The business partner of Gozitan property tycoon Joseph Portelli has applied to sanction two swimming pools which a court declared illegal, while also filing an application to remove part of an old public footpath.
Mark Agius, known as Ta' Dirjanu, filed two separate planning applications and one planning control application in recent weeks after a court revoked a permit granted for two swimming pools as part of a major Portelli development in the Gozitan village of Sannat.
The pools are part of an apartment block project which was approved by the Planning Authority back in 2021. The project saw two separate blocks built on agricultural land - but while the land where the apartment blocks themselves were built was inside the development zone, the area for the two swimming pools was outside the development zone.
The PA approved two apartment blocks as part of this project - a block of 29 flats with a 215 square metre pool area in an ODZ, and a block of 22 flats with a 177 square metre pool area also in an ODZ right next door.
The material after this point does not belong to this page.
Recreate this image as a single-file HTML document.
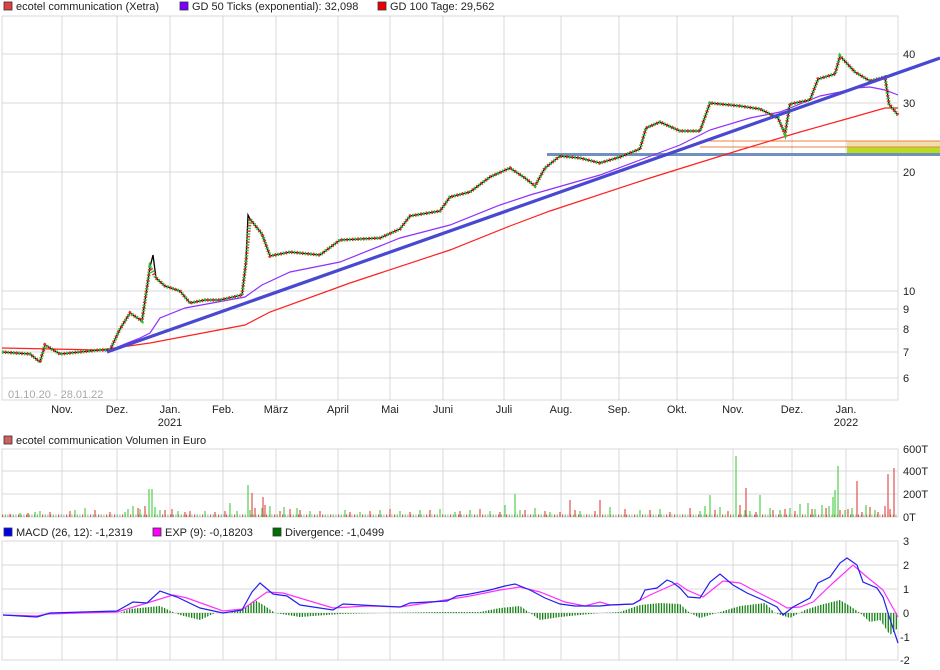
<!DOCTYPE html>
<html><head><meta charset="utf-8">
<style>
html,body{margin:0;padding:0;background:#fff;}
svg{display:block;font-family:"Liberation Sans",sans-serif;}
text{font-size:11px;fill:#222;}
</style></head><body>
<svg width="940" height="670" xmlns="http://www.w3.org/2000/svg">
<defs>
<pattern id="vp" x="2" y="0" width="8" height="670" patternUnits="userSpaceOnUse">
<rect x="0" y="0" width="1.2" height="670" fill="#e05050"/><rect x="2.7" y="0" width="1.2" height="670" fill="#50d050"/><rect x="5.3" y="0" width="1.2" height="670" fill="#b0b0b0"/>
</pattern>
<pattern id="hp" x="2" y="0" width="2.7" height="670" patternUnits="userSpaceOnUse">
<rect x="0" y="0" width="1.3" height="670" fill="#108010"/>
</pattern>
</defs>
<g fill="#fff" stroke="#d8d8d8">
<rect x="2" y="16" width="896" height="384"/>
<rect x="2" y="449" width="896" height="68"/>
<rect x="2" y="541" width="896" height="119"/>
</g>
<g stroke="#d8d8d8">
<path d="M62 16V400M117 16V400M170 16V400M223 16V400M276 16V400M338 16V400M390 16V400M443 16V400M504 16V400M561 16V400M619 16V400M677 16V400M733 16V400M792 16V400M846 16V400"/>
<path d="M62 449V517M117 449V517M170 449V517M223 449V517M276 449V517M338 449V517M390 449V517M443 449V517M504 449V517M561 449V517M619 449V517M677 449V517M733 449V517M792 449V517M846 449V517"/>
<path d="M62 541V660M117 541V660M170 541V660M223 541V660M276 541V660M338 541V660M390 541V660M443 541V660M504 541V660M561 541V660M619 541V660M677 541V660M733 541V660M792 541V660M846 541V660"/>
<path d="M2 54H898M2 103H898M2 172H898M2 291H898M2 309H898M2 329H898M2 352H898M2 378H898"/>
<path d="M2 471H898M2 494H898M2 565H898M2 589H898M2 613H898M2 637H898"/>
</g>
<rect x="4" y="2" width="8" height="8" fill="#e04040" stroke="#333" stroke-width="0.8"/><text x="16" y="10">ecotel communication (Xetra)</text>
<rect x="180" y="2" width="8" height="8" fill="#7a00ff" stroke="#333" stroke-width="0.8"/><text x="192" y="10">GD 50 Ticks (exponential): 32,098</text>
<rect x="378" y="2" width="8" height="8" fill="#ee0000" stroke="#333" stroke-width="0.8"/><text x="390" y="10">GD 100 Tage: 29,562</text>
<rect x="4" y="436" width="8" height="8" fill="#d06060" stroke="#333" stroke-width="0.8"/><text x="16" y="444">ecotel communication Volumen in Euro</text>
<rect x="4" y="528" width="8" height="8" fill="#0000ee" stroke="#333" stroke-width="0.8"/><text x="16" y="536">MACD (26, 12): -1,2319</text>
<rect x="153" y="528" width="8" height="8" fill="#ff00ff" stroke="#333" stroke-width="0.8"/><text x="165" y="536">EXP (9): -0,18203</text>
<rect x="273" y="528" width="8" height="8" fill="#007000" stroke="#333" stroke-width="0.8"/><text x="285" y="536">Divergence: -1,0499</text>
<text x="903" y="58">40</text><text x="903" y="107">30</text><text x="903" y="176">20</text><text x="903" y="295">10</text><text x="903" y="313">9</text><text x="903" y="333">8</text><text x="903" y="356">7</text><text x="903" y="382">6</text>
<text x="903" y="453">600T</text><text x="903" y="475">400T</text><text x="903" y="498">200T</text><text x="903" y="521">0T</text>
<text x="903" y="545">3</text><text x="903" y="569">2</text><text x="903" y="593">1</text><text x="903" y="617">0</text><text x="900" y="641">-1</text><text x="900" y="664">-2</text>
<g text-anchor="middle">
<text x="62" y="413">Nov.</text><text x="117" y="413">Dez.</text><text x="170" y="413">Jan.</text><text x="223" y="413">Feb.</text><text x="276" y="413">März</text><text x="338" y="413">April</text><text x="390" y="413">Mai</text><text x="443" y="413">Juni</text><text x="504" y="413">Juli</text><text x="561" y="413">Aug.</text><text x="619" y="413">Sep.</text><text x="677" y="413">Okt.</text><text x="733" y="413">Nov.</text><text x="792" y="413">Dez.</text><text x="846" y="413">Jan.</text>
<text x="170" y="426">2021</text><text x="846" y="426">2022</text>
</g>
<text x="8" y="398" style="fill:#a8a8a8">01.10.20 - 28.01.22</text>
<rect x="847" y="141" width="93" height="6" fill="#eedfb0"/><rect x="847" y="147" width="93" height="7" fill="#b8dc20"/>
<line x1="700" y1="141" x2="940" y2="141" stroke="#f08040"/><line x1="700" y1="147" x2="940" y2="147" stroke="#f08040"/>
<line x1="547" y1="154.5" x2="940" y2="154.5" stroke="#7090c0" stroke-width="3"/>
<polyline fill="none" stroke="#ff2020" stroke-width="1.2" points="2,348 100,350 150,343 245,325 270,312 350,283 450,250 510,226 550,211 650,178 740,150 800,132 850,118 885,108 898,108"/>
<polyline fill="none" stroke="#9030ff" stroke-width="1.2" points="110,350 140,338 150,333 160,318 185,308 245,297 262,285 290,272 340,262 400,238 450,225 500,205 530,195 600,175 640,160 680,145 710,130 750,118 780,112 800,104 820,96 840,92 855,88 870,87 885,90 898,95"/>
<polyline fill="none" stroke="#000" stroke-width="1.3" points="2,352 30,354 40,362 45,345 60,354 80,352 100,350 110,350 120,329 130,313 142,321 150,267 153,255 156,278 165,286 180,291 190,303 205,300 220,300 242,295 246,262 248,215 250,219 262,234 270,256 290,252 320,255 340,240 380,238 400,229 410,216 440,211 450,197 470,192 490,177 510,168 525,178 535,186 545,168 560,156 580,158 600,163 620,157 640,149 646,128 660,122 680,131 700,131 710,103 740,106 760,109 778,118 785,134 790,104 810,100 818,79 835,74 840,56 855,72 870,81 885,77 889,104 898,115"/>
<polyline fill="none" stroke="#30c030" stroke-width="3.5" stroke-dasharray="1.5 4" points="2,352 30,354 40,362 45,345 60,354 80,352 100,350 110,350 120,329 130,313 142,321 150,267 156,278 165,286 180,291 190,303 205,300 220,300 242,295 246,262 250,219 262,234 270,256 290,252 320,255 340,240 380,238 400,229 410,216 440,211 450,197 470,192 490,177 510,168 525,178 535,186 545,168 560,156 580,158 600,163 620,157 640,149 646,128 660,122 680,131 700,131 710,103 740,106 760,109 778,118 785,134 790,104 810,100 818,79 835,74 840,56 855,72 870,81 885,77 889,104 898,115"/>
<polyline fill="none" stroke="#e03030" stroke-width="3.5" stroke-dasharray="1.5 4" stroke-dashoffset="2.7" points="2,352 30,354 40,362 45,345 60,354 80,352 100,350 110,350 120,329 130,313 142,321 150,267 156,278 165,286 180,291 190,303 205,300 220,300 242,295 246,262 250,219 262,234 270,256 290,252 320,255 340,240 380,238 400,229 410,216 440,211 450,197 470,192 490,177 510,168 525,178 535,186 545,168 560,156 580,158 600,163 620,157 640,149 646,128 660,122 680,131 700,131 710,103 740,106 760,109 778,118 785,134 790,104 810,100 818,79 835,74 840,56 855,72 870,81 885,77 889,104 898,115"/>
<line x1="107" y1="352" x2="940" y2="58" stroke="#4848d0" stroke-width="3.2"/>
<!-- volume -->
<rect x="2" y="514.5" width="896" height="2.5" fill="url(#vp)"/>
<g stroke-width="1.2">
<path stroke="#50d050" d="M20 517V513M35 517V512M40 517V511M75 517V510M85 517V508M125 517V512M128 517V509M133 517V506M140 517V509M155 517V507M160 517V510M178 517V511M205 517V511M230 517V503M237 517V511M250 517V510M262 517V508M270 517V506M284 517V507M297 517V508M310 517V511M345 517V510M360 517V512M380 517V510M400 517V511M420 517V510M440 517V509M455 517V512M470 517V510M490 517V511M505 517V505M520 517V510M535 517V508M550 517V512M580 517V511M610 517V507M640 517V510M660 517V509M700 517V511M705 517V506M720 517V507M745 517V510M750 517V511M770 517V508M780 517V510M790 517V508M800 517V504M808 517V503M815 517V509M822 517V505M829 517V506M833 517V497M845 517V510M852 517V508M866 517V505M875 517V510M149 517V489M152 517V489M248 517V485M736 517V456M838 517V466M835 517V490M760 517V495M515 517V494M710 517V495"/>
<path stroke="#e05050" d="M10 517V514M28 517V513M50 517V512M70 517V511M95 517V510M110 517V512M138 517V508M145 517V506M165 517V510M172 517V509M185 517V512M190 517V511M215 517V512M225 517V511M255 517V508M265 517V505M280 517V511M290 517V509M300 517V510M320 517V511M350 517V512M370 517V511M390 517V509M410 517V512M430 517V510M460 517V511M480 517V509M500 517V512M525 517V510M545 517V511M560 517V512M575 517V510M595 517V511M625 517V509M650 517V510M670 517V512M690 517V508M715 517V510M728 517V511M740 517V505M756 517V512M773 517V510M785 517V509M795 517V511M812 517V509M826 517V508M840 517V510M848 517V509M862 517V512M870 517V507M878 517V512M885 517V506M890 517V509M252 517V493M746 517V488M857 517V481M888 517V474M894 517V468M570 517V500M600 517V500M263 517V497"/>
</g>
<polygon fill="url(#hp)" points="2,613 120,613 130,609 160,606 175,613 180,615 200,620 215,613 230,613 245,608 255,600 265,606 275,613 300,617 340,614 380,613 440,612 480,612 500,608 520,606 530,613 540,620 560,617 600,613 620,612 640,605 660,603 680,604 690,613 700,618 720,612 740,606 765,603 775,613 790,618 805,610 820,605 840,600 850,606 860,613 870,622 880,620 890,635 898,628 898,613"/>
<polyline fill="none" stroke="#ff30ff" stroke-width="1.2" points="3,615 37,616 47,614 80,613 117,612 147,603 173,595 187,598 223,611 243,609 267,592 283,593 333,608 367,606 400,607 433,602 470,596 500,590 520,587 540,592 565,602 585,606 600,602 610,605 633,604 650,595 677,583 687,590 703,597 723,581 740,583 757,592 777,602 787,608 800,607 813,602 833,583 853,565 867,577 883,590 898,617"/>
<polyline fill="none" stroke="#2020ee" stroke-width="1.2" points="3,615 37,617 50,613 117,611 133,602 147,603 160,591 177,597 200,608 223,613 242,610 252,592 260,583 273,594 287,596 300,605 333,610 343,604 400,607 410,603 447,601 457,596 470,594 490,590 505,586 515,584 530,590 545,598 560,604 575,606 590,606 600,606 610,605 633,604 640,600 645,590 657,588 667,580 672,582 680,588 688,597 700,598 710,582 720,574 733,585 747,593 763,600 777,607 783,615 793,607 810,598 818,583 830,577 840,563 847,558 857,565 863,582 877,588 883,597 888,613 898,643"/>
</svg>
</body></html>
The geography of the site is such that a public footpath which has been present for years - it shows up on a 1968 map of the area - runs between the apartment blocks and the respective pool areas.
There were strong objections to the projects, particularly to the swimming pools, with the Environment & Resources Authority arguing at the time that the proposed development should be limited to just the development zone and not encroach into an ODZ.
The Planning Authority, however, approved the permits, and the approval was confirmed by the Environment and Planning Review Tribunal (EPRT).
The approval was granted on the basis that the rural policy allows owners to develop a 75 square metre pool area which can increase by 5 square metres for each additional dwelling on the site - but in the case of an ODZ pool, this can only be approved within the borders of the property it serves.
This was the sticking point for the developers: a ruling last year by Chief Justice Mark Chetcuti found that both the PA and the EPRT had misapplied policies, noting that the pool areas were separated from the apartment blocks by the public footpath.
For this reason, Agius - who usually fronts developments for his business partners Portelli and Daniel Refalo - filed a Planning Control application, which determines the zoning of an area, that seeks the elimination of the part of the public footpath that separates the apartment blocks from the pool area.
Should the public footpath be eliminated, then the area would be reclassified as a "private open space" - paving the way for the sanctioning of the two pool areas which have now been deemed illegal.
Applications to sanction both of those areas were filed in September 2024 and published by the Planning Authority last month.
They are both awaiting a recommendation from the Planning Authority's case officers, while the zoning application is awaiting surveys.
The development, meanwhile, has almost been finished, with the pool areas themselves both built.
This was despite the fact that the development was under appeal. The court decision was handed down in March 2024 but the Planning Authority never issued an enforcement notice against what was then an illegal development.
The Prime Minister, meanwhile, has long promised that legislative changes which would address development still being allowed despite a pending appeal would be introduced - but to date, no such reforms have been tabled.